▸ **DATA PROVIDED**
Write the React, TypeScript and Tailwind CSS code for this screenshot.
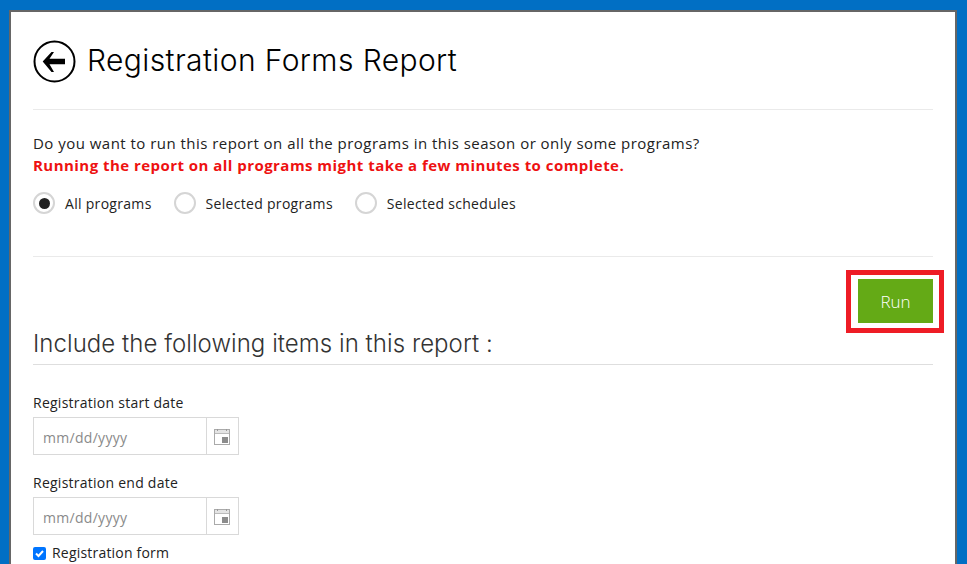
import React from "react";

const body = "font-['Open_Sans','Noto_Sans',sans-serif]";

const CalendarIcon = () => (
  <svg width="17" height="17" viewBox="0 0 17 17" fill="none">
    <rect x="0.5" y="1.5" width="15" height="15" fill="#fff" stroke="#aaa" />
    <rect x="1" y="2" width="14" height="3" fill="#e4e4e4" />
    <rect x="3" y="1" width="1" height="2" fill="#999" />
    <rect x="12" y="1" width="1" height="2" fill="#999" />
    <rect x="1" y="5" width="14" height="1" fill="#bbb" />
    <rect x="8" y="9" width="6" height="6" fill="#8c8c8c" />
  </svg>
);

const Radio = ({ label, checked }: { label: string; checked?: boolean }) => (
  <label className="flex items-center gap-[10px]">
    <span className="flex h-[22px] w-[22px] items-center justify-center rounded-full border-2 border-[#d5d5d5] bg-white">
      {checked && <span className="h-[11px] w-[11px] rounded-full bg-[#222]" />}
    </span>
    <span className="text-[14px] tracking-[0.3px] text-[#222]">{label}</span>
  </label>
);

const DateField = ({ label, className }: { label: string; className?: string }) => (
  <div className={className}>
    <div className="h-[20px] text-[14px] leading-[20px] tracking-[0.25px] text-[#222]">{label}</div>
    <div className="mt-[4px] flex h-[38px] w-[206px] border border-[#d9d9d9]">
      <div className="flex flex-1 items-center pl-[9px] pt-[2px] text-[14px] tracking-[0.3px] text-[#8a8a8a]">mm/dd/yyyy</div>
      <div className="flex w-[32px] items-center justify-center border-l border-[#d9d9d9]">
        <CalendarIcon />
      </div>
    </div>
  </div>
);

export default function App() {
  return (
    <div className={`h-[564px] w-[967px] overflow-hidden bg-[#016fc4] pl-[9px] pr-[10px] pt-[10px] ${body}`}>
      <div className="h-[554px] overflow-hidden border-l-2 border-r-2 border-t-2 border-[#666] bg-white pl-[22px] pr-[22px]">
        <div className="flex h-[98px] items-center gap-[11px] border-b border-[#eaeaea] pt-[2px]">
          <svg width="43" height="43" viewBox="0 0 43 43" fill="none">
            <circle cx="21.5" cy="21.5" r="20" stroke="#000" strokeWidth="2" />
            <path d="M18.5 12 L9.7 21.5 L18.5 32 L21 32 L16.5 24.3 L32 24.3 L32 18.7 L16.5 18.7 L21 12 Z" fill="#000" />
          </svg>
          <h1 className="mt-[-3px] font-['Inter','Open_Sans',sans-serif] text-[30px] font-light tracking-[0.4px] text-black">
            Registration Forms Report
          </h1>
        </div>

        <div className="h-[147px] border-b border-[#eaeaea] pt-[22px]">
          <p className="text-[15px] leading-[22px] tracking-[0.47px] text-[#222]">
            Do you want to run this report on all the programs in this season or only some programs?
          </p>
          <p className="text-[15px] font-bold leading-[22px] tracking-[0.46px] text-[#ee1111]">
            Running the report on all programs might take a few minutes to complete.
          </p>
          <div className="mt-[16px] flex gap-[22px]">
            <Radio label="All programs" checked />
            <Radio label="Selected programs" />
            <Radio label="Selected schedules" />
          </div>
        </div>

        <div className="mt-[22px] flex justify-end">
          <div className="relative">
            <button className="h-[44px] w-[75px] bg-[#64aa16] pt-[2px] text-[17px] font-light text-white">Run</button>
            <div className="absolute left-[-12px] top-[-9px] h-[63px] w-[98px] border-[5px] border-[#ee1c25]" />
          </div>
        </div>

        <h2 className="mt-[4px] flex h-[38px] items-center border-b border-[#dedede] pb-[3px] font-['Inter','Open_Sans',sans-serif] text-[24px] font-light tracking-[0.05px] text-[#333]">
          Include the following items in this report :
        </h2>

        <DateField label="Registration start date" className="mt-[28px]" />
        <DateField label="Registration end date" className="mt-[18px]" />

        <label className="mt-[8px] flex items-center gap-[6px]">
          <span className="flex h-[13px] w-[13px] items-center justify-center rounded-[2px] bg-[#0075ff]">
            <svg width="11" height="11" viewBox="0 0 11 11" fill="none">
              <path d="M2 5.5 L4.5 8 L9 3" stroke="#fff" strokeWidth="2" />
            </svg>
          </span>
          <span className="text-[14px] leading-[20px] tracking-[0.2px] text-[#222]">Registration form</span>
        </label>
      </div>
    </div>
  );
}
--
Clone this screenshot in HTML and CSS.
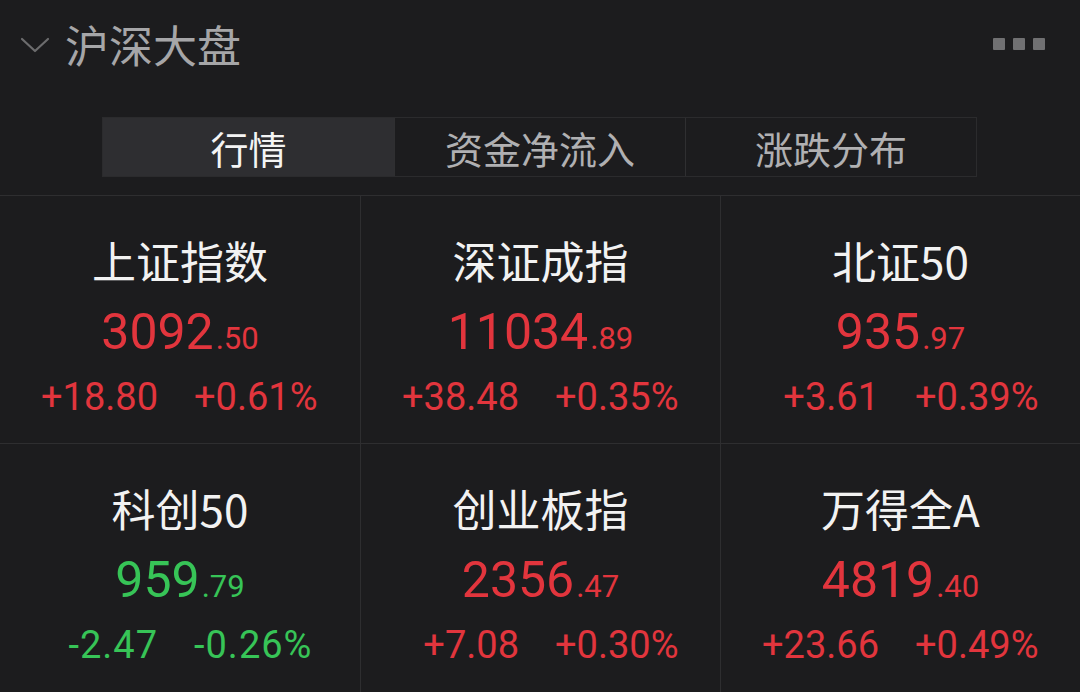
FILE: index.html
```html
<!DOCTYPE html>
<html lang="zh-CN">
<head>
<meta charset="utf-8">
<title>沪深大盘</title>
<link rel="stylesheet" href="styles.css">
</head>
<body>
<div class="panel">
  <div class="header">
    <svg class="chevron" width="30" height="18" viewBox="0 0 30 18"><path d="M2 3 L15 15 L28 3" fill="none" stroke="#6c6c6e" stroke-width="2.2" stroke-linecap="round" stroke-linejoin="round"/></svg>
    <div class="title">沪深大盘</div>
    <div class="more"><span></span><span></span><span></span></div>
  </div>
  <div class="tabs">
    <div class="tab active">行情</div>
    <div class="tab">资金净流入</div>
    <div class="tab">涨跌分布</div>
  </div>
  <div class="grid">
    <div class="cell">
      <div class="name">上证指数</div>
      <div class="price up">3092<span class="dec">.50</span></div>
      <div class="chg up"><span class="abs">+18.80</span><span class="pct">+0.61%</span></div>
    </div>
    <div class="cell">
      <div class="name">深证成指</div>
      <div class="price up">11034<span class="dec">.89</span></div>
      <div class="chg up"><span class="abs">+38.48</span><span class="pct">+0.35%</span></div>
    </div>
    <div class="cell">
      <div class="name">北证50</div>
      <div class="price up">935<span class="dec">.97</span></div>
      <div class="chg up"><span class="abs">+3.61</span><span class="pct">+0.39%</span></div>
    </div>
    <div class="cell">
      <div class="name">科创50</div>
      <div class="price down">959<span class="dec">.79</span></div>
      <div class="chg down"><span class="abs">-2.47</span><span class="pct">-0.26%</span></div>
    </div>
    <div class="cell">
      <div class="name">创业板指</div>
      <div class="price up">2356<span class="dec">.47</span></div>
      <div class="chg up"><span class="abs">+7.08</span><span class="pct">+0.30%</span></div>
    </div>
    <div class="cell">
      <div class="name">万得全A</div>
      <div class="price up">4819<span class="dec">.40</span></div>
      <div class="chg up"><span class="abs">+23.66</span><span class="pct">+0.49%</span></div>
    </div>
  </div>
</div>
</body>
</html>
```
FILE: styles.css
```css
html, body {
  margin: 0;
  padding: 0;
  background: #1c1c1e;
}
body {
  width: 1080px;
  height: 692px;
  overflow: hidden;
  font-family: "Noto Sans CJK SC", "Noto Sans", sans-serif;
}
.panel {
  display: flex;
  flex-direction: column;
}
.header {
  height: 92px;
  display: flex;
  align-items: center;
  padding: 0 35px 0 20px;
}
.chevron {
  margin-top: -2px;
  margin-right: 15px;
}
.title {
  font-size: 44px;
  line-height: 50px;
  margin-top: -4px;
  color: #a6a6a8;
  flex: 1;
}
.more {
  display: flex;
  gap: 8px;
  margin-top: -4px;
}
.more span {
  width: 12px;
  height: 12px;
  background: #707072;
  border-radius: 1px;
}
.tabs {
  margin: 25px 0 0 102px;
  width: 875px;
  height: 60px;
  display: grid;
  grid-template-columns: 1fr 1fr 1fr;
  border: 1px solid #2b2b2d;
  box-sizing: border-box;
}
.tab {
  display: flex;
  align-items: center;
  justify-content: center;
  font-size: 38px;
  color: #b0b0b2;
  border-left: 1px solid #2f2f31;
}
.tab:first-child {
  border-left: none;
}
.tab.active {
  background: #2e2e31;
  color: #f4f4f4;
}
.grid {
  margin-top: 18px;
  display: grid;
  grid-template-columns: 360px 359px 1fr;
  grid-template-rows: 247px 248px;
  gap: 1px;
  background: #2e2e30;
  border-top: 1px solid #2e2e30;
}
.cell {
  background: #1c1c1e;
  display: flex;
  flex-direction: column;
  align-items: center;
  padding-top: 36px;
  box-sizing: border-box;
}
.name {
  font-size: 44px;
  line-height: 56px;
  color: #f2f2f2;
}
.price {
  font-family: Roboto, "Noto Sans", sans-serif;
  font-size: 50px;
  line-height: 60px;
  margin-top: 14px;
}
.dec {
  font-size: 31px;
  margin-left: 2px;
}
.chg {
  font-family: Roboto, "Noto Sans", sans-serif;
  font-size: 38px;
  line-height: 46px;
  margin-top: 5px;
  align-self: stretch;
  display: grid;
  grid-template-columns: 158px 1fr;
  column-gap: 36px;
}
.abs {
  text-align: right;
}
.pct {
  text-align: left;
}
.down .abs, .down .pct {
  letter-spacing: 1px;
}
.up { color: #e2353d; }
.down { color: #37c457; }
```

▸ **STATED PROBLEM**
Report each line in the preceding entries that holds the string "screenshot".

▸ **EXERCISE OUTPUT**
Write the React, TypeScript and Tailwind CSS code for this screenshot.
Clone this screenshot in HTML and CSS.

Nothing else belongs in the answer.